Data provided start
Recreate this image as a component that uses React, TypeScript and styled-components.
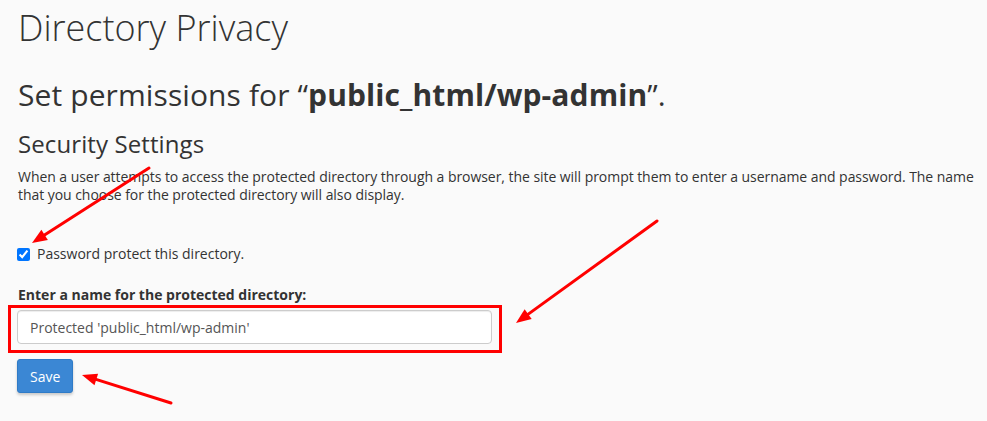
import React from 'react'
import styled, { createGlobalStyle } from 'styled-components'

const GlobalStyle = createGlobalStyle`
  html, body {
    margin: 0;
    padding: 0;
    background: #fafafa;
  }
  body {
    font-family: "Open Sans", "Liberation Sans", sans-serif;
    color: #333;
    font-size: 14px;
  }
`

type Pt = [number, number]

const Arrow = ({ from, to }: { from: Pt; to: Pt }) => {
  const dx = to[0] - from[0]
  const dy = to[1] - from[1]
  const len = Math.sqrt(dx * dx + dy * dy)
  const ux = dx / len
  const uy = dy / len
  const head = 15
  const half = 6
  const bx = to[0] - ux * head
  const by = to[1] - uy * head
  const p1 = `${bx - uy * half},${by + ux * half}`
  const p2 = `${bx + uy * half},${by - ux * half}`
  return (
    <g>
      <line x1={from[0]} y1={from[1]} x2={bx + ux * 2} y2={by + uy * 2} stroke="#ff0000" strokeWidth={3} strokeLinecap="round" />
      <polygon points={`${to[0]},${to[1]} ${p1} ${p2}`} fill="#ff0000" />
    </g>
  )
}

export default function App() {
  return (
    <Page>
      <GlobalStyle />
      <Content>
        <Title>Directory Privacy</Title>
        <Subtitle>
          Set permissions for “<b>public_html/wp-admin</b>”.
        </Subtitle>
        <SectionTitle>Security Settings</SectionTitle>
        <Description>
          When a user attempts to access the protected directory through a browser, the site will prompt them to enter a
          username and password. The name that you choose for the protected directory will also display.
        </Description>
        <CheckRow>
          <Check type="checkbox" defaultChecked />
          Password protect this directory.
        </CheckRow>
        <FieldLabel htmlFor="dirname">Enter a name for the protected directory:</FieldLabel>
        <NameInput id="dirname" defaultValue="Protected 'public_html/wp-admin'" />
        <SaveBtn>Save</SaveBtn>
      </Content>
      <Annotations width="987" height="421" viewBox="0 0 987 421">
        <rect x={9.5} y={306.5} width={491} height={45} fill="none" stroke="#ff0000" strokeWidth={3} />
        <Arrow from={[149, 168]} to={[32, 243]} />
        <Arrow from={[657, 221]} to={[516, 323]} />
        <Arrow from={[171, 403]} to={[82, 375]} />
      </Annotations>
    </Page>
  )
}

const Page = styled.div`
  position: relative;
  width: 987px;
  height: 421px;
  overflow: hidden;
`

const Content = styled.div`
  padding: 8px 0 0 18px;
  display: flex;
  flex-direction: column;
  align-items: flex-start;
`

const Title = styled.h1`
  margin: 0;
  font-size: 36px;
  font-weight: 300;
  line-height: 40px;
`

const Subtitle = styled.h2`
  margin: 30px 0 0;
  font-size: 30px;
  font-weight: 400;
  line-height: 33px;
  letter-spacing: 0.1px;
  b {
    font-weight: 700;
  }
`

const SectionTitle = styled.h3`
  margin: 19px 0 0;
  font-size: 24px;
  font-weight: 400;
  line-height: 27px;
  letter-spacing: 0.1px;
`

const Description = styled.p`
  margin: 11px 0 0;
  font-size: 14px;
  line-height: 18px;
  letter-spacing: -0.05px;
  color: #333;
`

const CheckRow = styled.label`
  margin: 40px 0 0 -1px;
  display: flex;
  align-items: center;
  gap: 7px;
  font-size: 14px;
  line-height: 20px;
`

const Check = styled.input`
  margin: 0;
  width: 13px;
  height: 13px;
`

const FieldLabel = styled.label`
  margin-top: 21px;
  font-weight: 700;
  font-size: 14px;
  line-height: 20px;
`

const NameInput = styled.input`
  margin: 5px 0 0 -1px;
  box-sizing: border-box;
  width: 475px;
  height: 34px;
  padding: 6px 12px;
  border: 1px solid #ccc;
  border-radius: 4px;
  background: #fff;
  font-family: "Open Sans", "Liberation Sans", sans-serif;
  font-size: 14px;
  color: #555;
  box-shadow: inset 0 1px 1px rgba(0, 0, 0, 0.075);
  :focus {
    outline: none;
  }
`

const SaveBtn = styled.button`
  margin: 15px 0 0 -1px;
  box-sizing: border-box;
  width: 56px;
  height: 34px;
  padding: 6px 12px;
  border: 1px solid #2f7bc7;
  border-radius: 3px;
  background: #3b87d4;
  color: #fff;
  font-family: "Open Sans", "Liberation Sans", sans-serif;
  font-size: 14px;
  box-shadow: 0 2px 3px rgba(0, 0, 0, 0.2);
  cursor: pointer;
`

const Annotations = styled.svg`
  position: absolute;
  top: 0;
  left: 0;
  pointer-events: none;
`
Data provided end
Exercise prompt:
Omit every picture, then repeat the remaining data exactly as it appears above.

Task answer:
Recreate this image as a component that uses React, TypeScript and styled-components.
import React from 'react'
import styled, { createGlobalStyle } from 'styled-components'

const GlobalStyle = createGlobalStyle`
  html, body {
    margin: 0;
    padding: 0;
    background: #fafafa;
  }
  body {
    font-family: "Open Sans", "Liberation Sans", sans-serif;
    color: #333;
    font-size: 14px;
  }
`

type Pt = [number, number]

const Arrow = ({ from, to }: { from: Pt; to: Pt }) => {
  const dx = to[0] - from[0]
  const dy = to[1] - from[1]
  const len = Math.sqrt(dx * dx + dy * dy)
  const ux = dx / len
  const uy = dy / len
  const head = 15
  const half = 6
  const bx = to[0] - ux * head
  const by = to[1] - uy * head
  const p1 = `${bx - uy * half},${by + ux * half}`
  const p2 = `${bx + uy * half},${by - ux * half}`
  return (
    <g>
      <line x1={from[0]} y1={from[1]} x2={bx + ux * 2} y2={by + uy * 2} stroke="#ff0000" strokeWidth={3} strokeLinecap="round" />
      <polygon points={`${to[0]},${to[1]} ${p1} ${p2}`} fill="#ff0000" />
    </g>
  )
}

export default function App() {
  return (
    <Page>
      <GlobalStyle />
      <Content>
        <Title>Directory Privacy</Title>
        <Subtitle>
          Set permissions for “<b>public_html/wp-admin</b>”.
        </Subtitle>
        <SectionTitle>Security Settings</SectionTitle>
        <Description>
          When a user attempts to access the protected directory through a browser, the site will prompt them to enter a
          username and password. The name that you choose for the protected directory will also display.
        </Description>
        <CheckRow>
          <Check type="checkbox" defaultChecked />
          Password protect this directory.
        </CheckRow>
        <FieldLabel htmlFor="dirname">Enter a name for the protected directory:</FieldLabel>
        <NameInput id="dirname" defaultValue="Protected 'public_html/wp-admin'" />
        <SaveBtn>Save</SaveBtn>
      </Content>
      <Annotations width="987" height="421" viewBox="0 0 987 421">
        <rect x={9.5} y={306.5} width={491} height={45} fill="none" stroke="#ff0000" strokeWidth={3} />
        <Arrow from={[149, 168]} to={[32, 243]} />
        <Arrow from={[657, 221]} to={[516, 323]} />
        <Arrow from={[171, 403]} to={[82, 375]} />
      </Annotations>
    </Page>
  )
}

const Page = styled.div`
  position: relative;
  width: 987px;
  height: 421px;
  overflow: hidden;
`

const Content = styled.div`
  padding: 8px 0 0 18px;
  display: flex;
  flex-direction: column;
  align-items: flex-start;
`

const Title = styled.h1`
  margin: 0;
  font-size: 36px;
  font-weight: 300;
  line-height: 40px;
`

const Subtitle = styled.h2`
  margin: 30px 0 0;
  font-size: 30px;
  font-weight: 400;
  line-height: 33px;
  letter-spacing: 0.1px;
  b {
    font-weight: 700;
  }
`

const SectionTitle = styled.h3`
  margin: 19px 0 0;
  font-size: 24px;
  font-weight: 400;
  line-height: 27px;
  letter-spacing: 0.1px;
`

const Description = styled.p`
  margin: 11px 0 0;
  font-size: 14px;
  line-height: 18px;
  letter-spacing: -0.05px;
  color: #333;
`

const CheckRow = styled.label`
  margin: 40px 0 0 -1px;
  display: flex;
  align-items: center;
  gap: 7px;
  font-size: 14px;
  line-height: 20px;
`

const Check = styled.input`
  margin: 0;
  width: 13px;
  height: 13px;
`

const FieldLabel = styled.label`
  margin-top: 21px;
  font-weight: 700;
  font-size: 14px;
  line-height: 20px;
`

const NameInput = styled.input`
  margin: 5px 0 0 -1px;
  box-sizing: border-box;
  width: 475px;
  height: 34px;
  padding: 6px 12px;
  border: 1px solid #ccc;
  border-radius: 4px;
  background: #fff;
  font-family: "Open Sans", "Liberation Sans", sans-serif;
  font-size: 14px;
  color: #555;
  box-shadow: inset 0 1px 1px rgba(0, 0, 0, 0.075);
  :focus {
    outline: none;
  }
`

const SaveBtn = styled.button`
  margin: 15px 0 0 -1px;
  box-sizing: border-box;
  width: 56px;
  height: 34px;
  padding: 6px 12px;
  border: 1px solid #2f7bc7;
  border-radius: 3px;
  background: #3b87d4;
  color: #fff;
  font-family: "Open Sans", "Liberation Sans", sans-serif;
  font-size: 14px;
  box-shadow: 0 2px 3px rgba(0, 0, 0, 0.2);
  cursor: pointer;
`

const Annotations = styled.svg`
  position: absolute;
  top: 0;
  left: 0;
  pointer-events: none;
`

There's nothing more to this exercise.